Many times, when we find out negative information about famous folk, that information might end up impacting our feelings about the contributions of those famous folk to our world. Often the negative information is about actions these famous folks took in their lives that changes our perceptions of them from heroic to “terrible human,” in the extreme.

We’ve seen that very recently with Bill Cosby, changing some from loving his shows and comedy albums to not being able to listen to them at all. In the past, media didn’t reveal things like infidelities about people like John Kennedy, Jr. or Martin Luther King, Jr. – and we know now that adultery was part of how they negotiated the world. But does that matter to people?

Mark St. Germain, who seems to love to write plays about real people and real events, has written a play about Albert Einstein. He of the Theory of Relativity fame and the fuzzy white hair and German accent. A persistent interviewer shows up at Einstein’s home and refuses to be kicked out. She has a plausible story and even a contract that says anything she asks that he does not want published will be cut out of her story.
 
The play has two real people in it: Albert Einstein (Dennis Bateman) and his household manager Miss Dukas (Pam Nolte). The reporter (Candace Vance) is fictionalized, but she comes to ask many penetrating questions of him. As her questions get more pointed, we understand that she has found evidence that Einstein has a girl child that he seems to have possibly abandoned.
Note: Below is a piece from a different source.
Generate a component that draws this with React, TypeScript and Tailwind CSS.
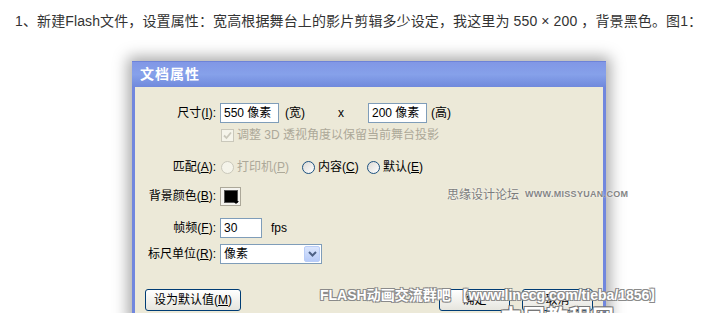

Indeed, we now know that Einstein did have a daughter, Lieserl, who was born during a difficult time in Einstein’s first marriage and who contracted scarlet fever and then disappeared from any further documentation. Speculation expounded in a book named “Einstein’s Daughter” included that she had died or been adopted out to another family, or even entered a convent.

The reporter tries to get Einstein’s side of the story, but she also seems to carry a judgment about his apparent abandonment of his child. She believes that it undercuts his achievements as a scientist because those achievements were perhaps done at the expense of his being a good father.

Taproot’s rolling National New Play Network production is, as usual, a beautifully rendered technical affair, with stellar costumes, set and lights (Sarah Burch Gordon, Mark Lund, Brian Engel). Bateman does a great job as Einstein, avoiding imitation, but immersing himself into the real life Einstein. Nolte adds a bit of comedy, but also a stalwart protection of his from a very loyal supporter.

Vance has a difficult job. She has to be a bit judgmental and officious, but she does, in the script, elicit areas of information that Einstein would rather not address. Her character reveals her own issues that propel the story forward, giving justification to her attitude. Still, it’s not the easiest character to like.

Personally, I think that when we learn that people have done things that are criminal in nature, it’s hard to keep previously laudatory feelings for them. Committing adultery, especially since it’s so apparently ubitquitious, is not nice, but it’s a more private issue between spouses and their marriage difficulties. Does it make me not want to believe in Einstein’s theory because he was a bad father? Well, it’s much harder to argue with science than with a tv personality’s body of work… So, no.

But your conversation on the way home might be entirely different from my perspective. This is a fast-moving one act play that is worth delving into that mystery.